** Start PROVIDED DATA **

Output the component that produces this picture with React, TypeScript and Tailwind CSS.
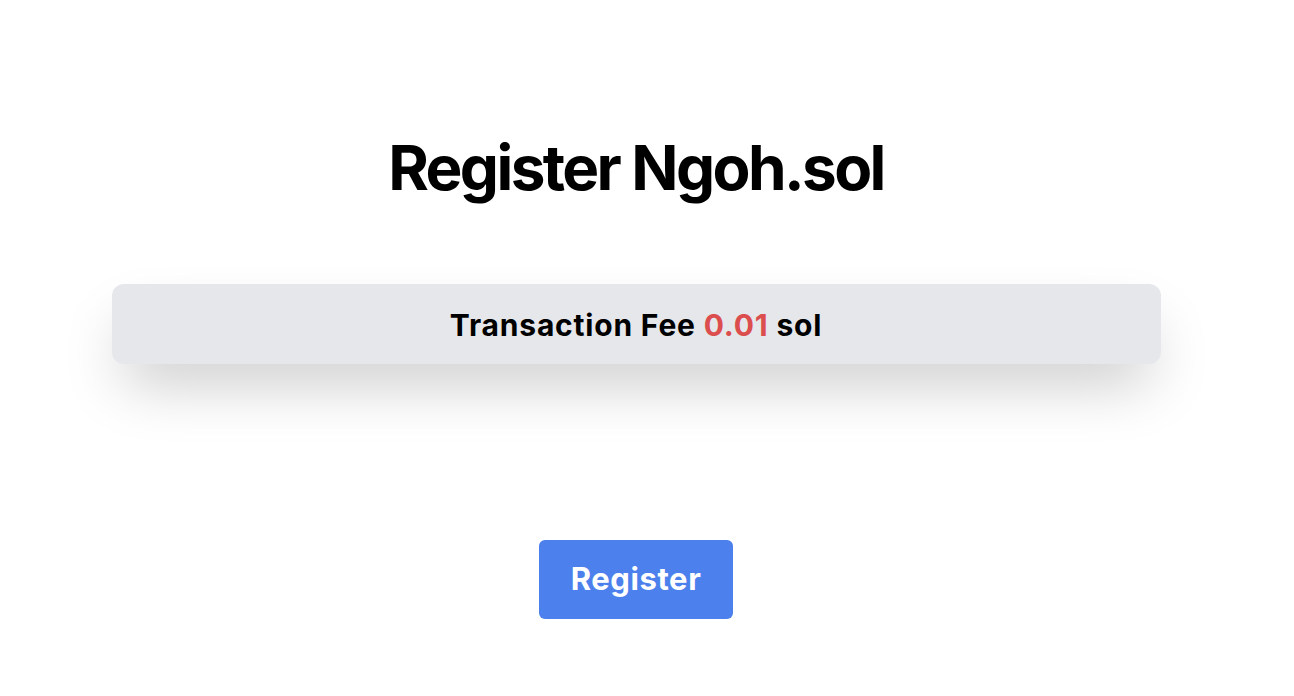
export default function App() {
  return (
    <div className="min-h-[696px] w-full bg-white" style={{ fontFamily: 'Inter, "Noto Sans", sans-serif' }}>
      <div className="flex w-[1272px] flex-col items-center">
        <h1 className="mt-[128px] text-[62px] font-bold leading-[80px] tracking-[-2.6px] text-black">Register Ngoh.sol</h1>
        <div className="mt-[76px] flex h-[80px] w-[1049px] items-center justify-center rounded-xl bg-[#e5e7eb] shadow-[0_30px_60px_-12px_rgba(0,0,0,0.22)]">
          <p className="pt-[2px] text-[30px] font-bold tracking-[0.8px] text-black">
            Transaction Fee <span className="text-[#dc4d4d]">0.01</span> sol
          </p>
        </div>
        <button className="mt-[176px] flex h-[79px] w-[194px] items-center justify-center rounded-md bg-[#4c80ec] text-[31px] font-bold tracking-[0.6px] text-white">
          Register
        </button>
      </div>
    </div>
  );
}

** End PROVIDED DATA **

» **SET TASK**
Quote the full listing above word for word; exclude every picture from the copy.

» **WRITTEN SOLUTION**
Output the component that produces this picture with React, TypeScript and Tailwind CSS.
export default function App() {
  return (
    <div className="min-h-[696px] w-full bg-white" style={{ fontFamily: 'Inter, "Noto Sans", sans-serif' }}>
      <div className="flex w-[1272px] flex-col items-center">
        <h1 className="mt-[128px] text-[62px] font-bold leading-[80px] tracking-[-2.6px] text-black">Register Ngoh.sol</h1>
        <div className="mt-[76px] flex h-[80px] w-[1049px] items-center justify-center rounded-xl bg-[#e5e7eb] shadow-[0_30px_60px_-12px_rgba(0,0,0,0.22)]">
          <p className="pt-[2px] text-[30px] font-bold tracking-[0.8px] text-black">
            Transaction Fee <span className="text-[#dc4d4d]">0.01</span> sol
          </p>
        </div>
        <button className="mt-[176px] flex h-[79px] w-[194px] items-center justify-center rounded-md bg-[#4c80ec] text-[31px] font-bold tracking-[0.6px] text-white">
          Register
        </button>
      </div>
    </div>
  );
}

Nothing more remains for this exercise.